The response to this question is not only a test of our own faith but also a lesson in humility. Among other considerations, apostasy is always and everywhere seriously wrong for the very practical reason that God can do far more for anyone than we can do ourselves. The chief problem with our Catholicism is that we so seldom act as if we believe this inescapable pragmatic fact.

Should we be willing to suffer horribly and even die for our fidelity? Well, let us reflect that God can do far more for those who love Him than we can ever do for ourselves even by our own survival.

Should we be willing to allow others to suffer horribly and even die for our fidelity? Let us reflect that God allows us to release oceans of grace through that fidelity, and that He can do far more for those who are to suffer than we can ever do by preventing or reducing any particular suffering.

Should we be willing even to deprive our children of their mother or father by suffering and dying for our fidelity? Again, we must reflect on this question: Is it more likely that I can provide for my children better than God can if I will only be faithful to Him?

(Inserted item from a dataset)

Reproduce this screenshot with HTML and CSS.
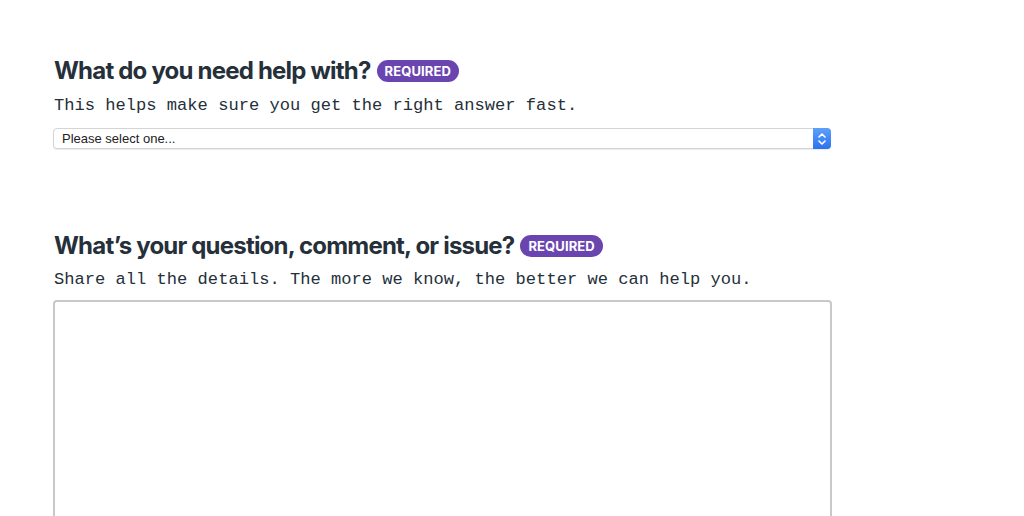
FILE: index.html
```html
<!DOCTYPE html>
<html lang="en">
<head>
  <meta charset="UTF-8" />
  <title>Contact support</title>
  <link rel="stylesheet" href="styles.css">
</head>
<body>
  <form class="support-form">
    <div class="field">
      <h2 class="field-title">What do you need help with? <span class="badge">REQUIRED</span></h2>
      <p class="field-hint">This helps make sure you get the right answer fast.</p>
      <div class="select-wrap">
        <select class="select">
          <option>Please select one...</option>
        </select>
        <span class="stepper">
          <svg width="10" height="14" viewBox="0 0 10 14"><path d="M2 5 L5 2 L8 5 M2 9 L5 12 L8 9" fill="none" stroke="#fff" stroke-width="1.6" stroke-linecap="round" stroke-linejoin="round"/></svg>
        </span>
      </div>
    </div>

    <div class="field field-second">
      <h2 class="field-title">What’s your question, comment, or issue? <span class="badge">REQUIRED</span></h2>
      <p class="field-hint">Share all the details. The more we know, the better we can help you.</p>
      <textarea class="textarea"></textarea>
    </div>
  </form>
</body>
</html>
```

FILE: styles.css
```css
:root {
  --text: #25303a;
  --purple: #6a45b0;
  --border: #c8c8c8;
}

html, body {
  margin: 0;
  padding: 0;
  background: #fff;
  color: var(--text);
}

.support-form {
  width: 778px;
  padding: 56px 0 0 53px;
}

.field-title {
  margin: 0;
  font-family: Inter, sans-serif;
  font-weight: 700;
  font-size: 24px;
  letter-spacing: -0.8px;
  line-height: 30px;
  padding-left: 1px;
  display: flex;
  align-items: center;
  gap: 6px;
}

.badge {
  display: inline-block;
  background: var(--purple);
  color: #fff;
  font-size: 13px;
  letter-spacing: 0.1px;
  font-weight: 700;
  line-height: 22px;
  height: 22px;
  padding: 0 8px;
  border-radius: 11px;
}

.field-hint {
  margin: 6px 0 0;
  padding-left: 1px;
  font-family: "Liberation Mono", monospace;
  font-size: 17.1px;
  line-height: 28px;
}

.select-wrap {
  position: relative;
  margin-top: 8px;
  height: 21px;
}

.select {
  -webkit-appearance: none;
  appearance: none;
  width: 100%;
  height: 21px;
  box-sizing: border-box;
  border: 1px solid #d4d4d4;
  border-radius: 4px;
  background: #fff;
  font-family: "Liberation Sans", sans-serif;
  font-size: 13px;
  color: #222;
  padding: 0 8px;
  box-shadow: 0 1px 1px rgba(0,0,0,0.08);
}

.stepper {
  position: absolute;
  right: 0;
  top: 0;
  width: 18px;
  height: 21px;
  background: linear-gradient(#5fa0f8, #2a73f0);
  border-radius: 0 4px 4px 0;
  display: flex;
  align-items: center;
  justify-content: center;
}

.field-second {
  margin-top: 82px;
}

.field-second .field-hint {
  margin-top: 5px;
}

.textarea {
  display: block;
  margin-top: 6px;
  width: 779px;
  height: 260px;
  box-sizing: border-box;
  border: 2px solid var(--border);
  border-radius: 4px;
  resize: none;
}
```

This is simply bedrock realism concerning Who God is and who we are. Under duress it can be hard to live in light of this reality. But living in this light is what it means to have faith. The point I wish to make, then, is nothing but this: Not only is it morally wrong under any circumstances to apostatize but also, even with what we might think the best motives in the world, it is an egregiously bad bet. That may not be clear enough to us now, when we see but through a glass darkly. But when we see face to face, we shall have no doubt whatsoever.